Overview of the Dollar Outlook#

Goldman Sachs has recently analyzed the U.S. dollar's future, indicating that its trajectory is influenced by a less severe supply shock than expected due to ongoing disruptions in the Middle East. While energy markets continue to pose risks, the anticipated economic impact has not been as pronounced as initially feared.

The Shrinking Supply Shock#

In their report, Goldman Sachs refers to the situation as “the curious case of the shrinking supply shock.” They note that, despite higher energy prices and product shortages affecting global markets, the actual economic consequences have been less visible than predicted. The bank states, "After a much longer-than-expected disruption to energy flows, the impact so far looks much less conspicuous than what we would have expected at the start of the conflict."

Divergence in Global Growth#

Goldman Sachs has revised its global growth forecasts downward, particularly for economies outside the U.S., especially in the Asia-Pacific region (excluding China). In contrast, the U.S. economy has shown more resilience, which has supported the dollar in the short term. The bank mentions that broad depreciation of the dollar is likely to be delayed in their three-month foreign exchange forecasts.
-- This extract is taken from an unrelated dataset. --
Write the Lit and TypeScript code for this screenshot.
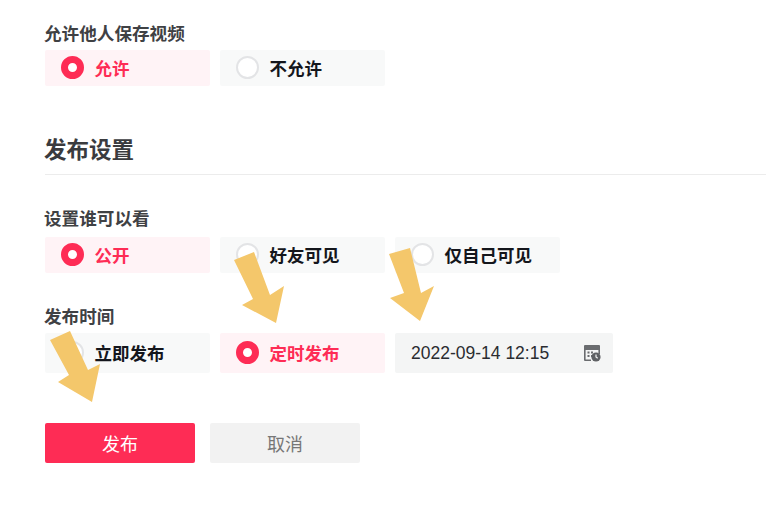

Risks and Future Considerations#

Despite the resilience in economic activity, risks remain. Goldman Sachs highlights limited traffic through crucial shipping routes and emerging supply pressures in Europe, which keep commodity price risks elevated. They caution that markets should remain vigilant about potential increases in commodity prices and the significant effects of rising energy costs on current account balances. The bank suggests that European currencies may not fully reflect the risks associated with tighter energy supplies, even as market adjustments have begun.